- INFORMATION PROVIDED:

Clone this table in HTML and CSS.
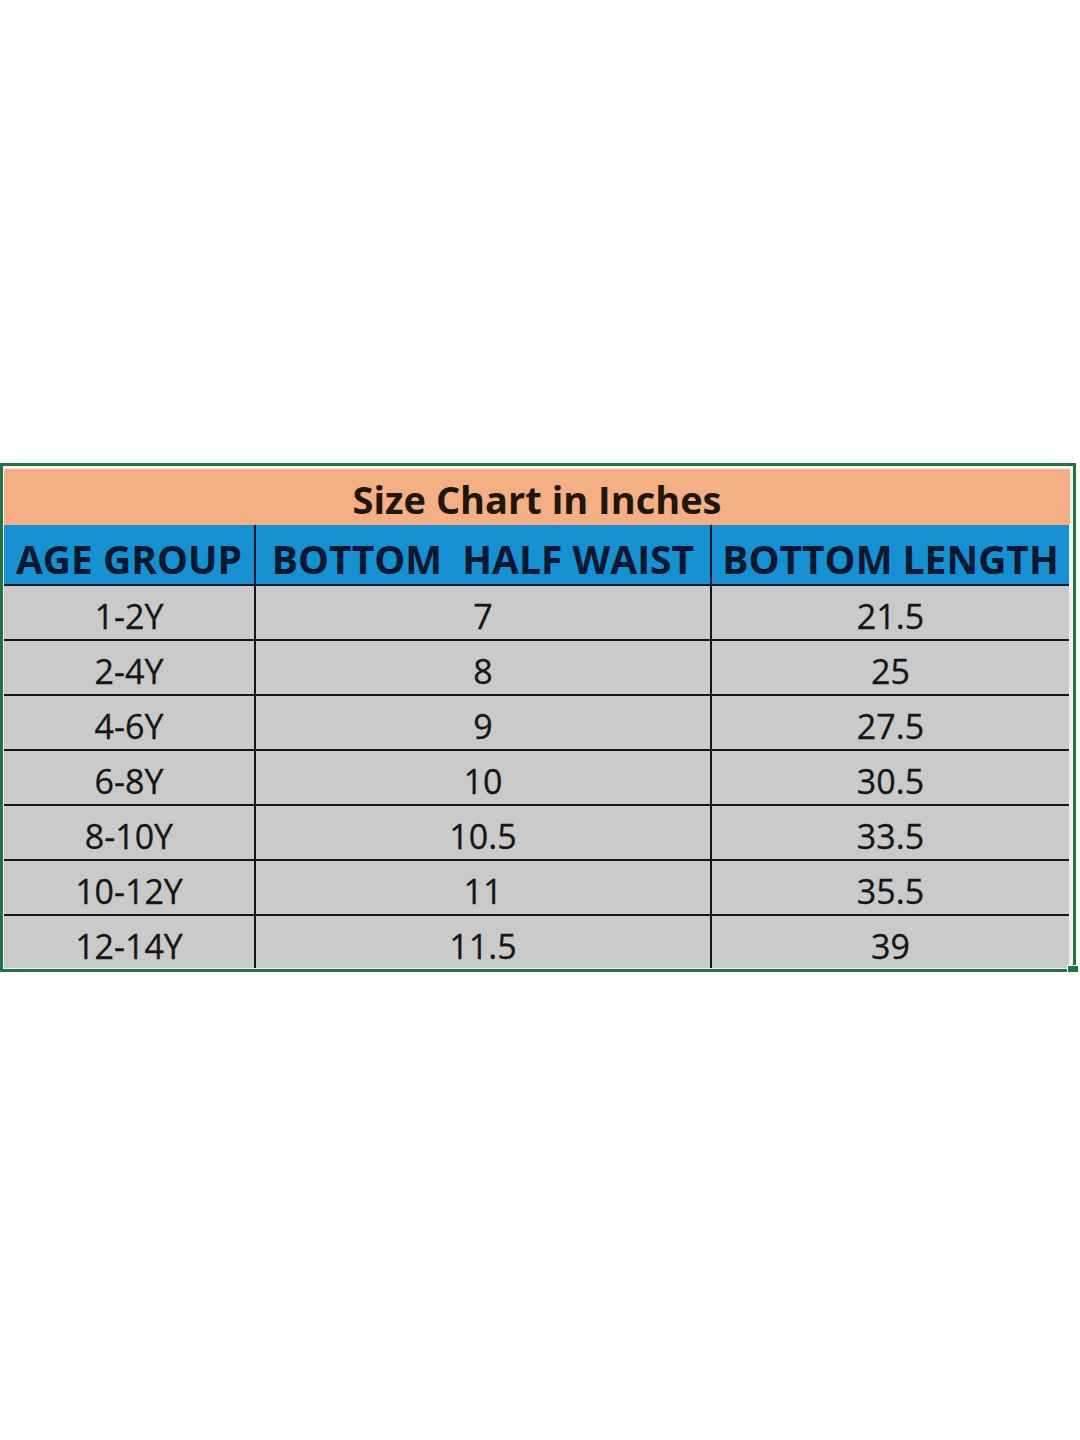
FILE: index.html
```html
<!DOCTYPE html>
<html>
<head>
<meta charset="utf-8">
<title>Size Chart in Inches</title>
<link rel="stylesheet" href="styles.css">
</head>
<body>
<div class="frame">
  <div class="title">Size Chart in Inches</div>
  <div class="grid">
    <div class="hd c1">AGE GROUP</div>
    <div class="hd c2">BOTTOM  HALF WAIST</div>
    <div class="hd c3">BOTTOM LENGTH</div>

    <div class="cell c1">1-2Y</div><div class="cell c2">7</div><div class="cell c3">21.5</div>
    <div class="cell c1">2-4Y</div><div class="cell c2">8</div><div class="cell c3">25</div>
    <div class="cell c1">4-6Y</div><div class="cell c2">9</div><div class="cell c3">27.5</div>
    <div class="cell c1">6-8Y</div><div class="cell c2">10</div><div class="cell c3">30.5</div>
    <div class="cell c1">8-10Y</div><div class="cell c2">10.5</div><div class="cell c3">33.5</div>
    <div class="cell c1">10-12Y</div><div class="cell c2">11</div><div class="cell c3">35.5</div>
    <div class="cell c1 last">12-14Y</div><div class="cell c2 last">11.5</div><div class="cell c3 last">39</div>
  </div>
  <span class="handle"></span>
</div>
</body>
</html>
```

FILE: styles.css
```css
html, body {
  margin: 0;
  padding: 0;
  background: #ffffff;
}

body {
  font-family: "Open Sans", "Noto Sans", sans-serif;
}

.frame {
  position: relative;
  margin-top: 463px;
  width: 1066px;
  border: 3px solid #267048;
  padding: 3px 3px 1px 1px;
  background: #edf3ee;
}

.title {
  height: 56px;
  box-sizing: border-box;
  padding-top: 4px;
  background: #f4b084;
  display: flex;
  align-items: center;
  justify-content: center;
  font-weight: 700;
  font-size: 38px;
  line-height: 1;
  color: #22150c;
}

.grid {
  display: grid;
  grid-template-columns: 252px 456px 357px;
}

.hd {
  height: 61px;
  box-sizing: border-box;
  padding-top: 7px;
  background: #1690d0;
  border-bottom: 2px solid #10182a;
  display: flex;
  align-items: center;
  justify-content: center;
  font-weight: 700;
  font-size: 39px;
  line-height: 1;
  color: #0a1831;
  white-space: pre;
}

.cell {
  height: 55px;
  box-sizing: border-box;
  padding-top: 7px;
  background: #cacaca;
  border-bottom: 2px solid #151515;
  display: flex;
  align-items: center;
  justify-content: center;
  font-size: 34px;
  line-height: 1;
  color: #161616;
  -webkit-text-stroke: 0.3px #161616;
}

.cell.last {
  height: 52px;
  border-bottom: none;
}

.c1, .c2 {
  border-right: 2px solid #151515;
}

.hd.c1, .hd.c2 {
  border-right-color: #10182a;
}

.handle {
  position: absolute;
  right: -6px;
  bottom: -8px;
  width: 10px;
  height: 10px;
  background: #267048;
  border: 1px solid #ffffff;
}
```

- WRITTEN EXERCISE: Quote the data exactly, leaving every image out of the copy.

- SOLUTION BELOW:
Clone this table in HTML and CSS.
FILE: index.html
```html
<!DOCTYPE html>
<html>
<head>
<meta charset="utf-8">
<title>Size Chart in Inches</title>
<link rel="stylesheet" href="styles.css">
</head>
<body>
<div class="frame">
  <div class="title">Size Chart in Inches</div>
  <div class="grid">
    <div class="hd c1">AGE GROUP</div>
    <div class="hd c2">BOTTOM  HALF WAIST</div>
    <div class="hd c3">BOTTOM LENGTH</div>

    <div class="cell c1">1-2Y</div><div class="cell c2">7</div><div class="cell c3">21.5</div>
    <div class="cell c1">2-4Y</div><div class="cell c2">8</div><div class="cell c3">25</div>
    <div class="cell c1">4-6Y</div><div class="cell c2">9</div><div class="cell c3">27.5</div>
    <div class="cell c1">6-8Y</div><div class="cell c2">10</div><div class="cell c3">30.5</div>
    <div class="cell c1">8-10Y</div><div class="cell c2">10.5</div><div class="cell c3">33.5</div>
    <div class="cell c1">10-12Y</div><div class="cell c2">11</div><div class="cell c3">35.5</div>
    <div class="cell c1 last">12-14Y</div><div class="cell c2 last">11.5</div><div class="cell c3 last">39</div>
  </div>
  <span class="handle"></span>
</div>
</body>
</html>
```

FILE: styles.css
```css
html, body {
  margin: 0;
  padding: 0;
  background: #ffffff;
}

body {
  font-family: "Open Sans", "Noto Sans", sans-serif;
}

.frame {
  position: relative;
  margin-top: 463px;
  width: 1066px;
  border: 3px solid #267048;
  padding: 3px 3px 1px 1px;
  background: #edf3ee;
}

.title {
  height: 56px;
  box-sizing: border-box;
  padding-top: 4px;
  background: #f4b084;
  display: flex;
  align-items: center;
  justify-content: center;
  font-weight: 700;
  font-size: 38px;
  line-height: 1;
  color: #22150c;
}

.grid {
  display: grid;
  grid-template-columns: 252px 456px 357px;
}

.hd {
  height: 61px;
  box-sizing: border-box;
  padding-top: 7px;
  background: #1690d0;
  border-bottom: 2px solid #10182a;
  display: flex;
  align-items: center;
  justify-content: center;
  font-weight: 700;
  font-size: 39px;
  line-height: 1;
  color: #0a1831;
  white-space: pre;
}

.cell {
  height: 55px;
  box-sizing: border-box;
  padding-top: 7px;
  background: #cacaca;
  border-bottom: 2px solid #151515;
  display: flex;
  align-items: center;
  justify-content: center;
  font-size: 34px;
  line-height: 1;
  color: #161616;
  -webkit-text-stroke: 0.3px #161616;
}

.cell.last {
  height: 52px;
  border-bottom: none;
}

.c1, .c2 {
  border-right: 2px solid #151515;
}

.hd.c1, .hd.c2 {
  border-right-color: #10182a;
}

.handle {
  position: absolute;
  right: -6px;
  bottom: -8px;
  width: 10px;
  height: 10px;
  background: #267048;
  border: 1px solid #ffffff;
}
```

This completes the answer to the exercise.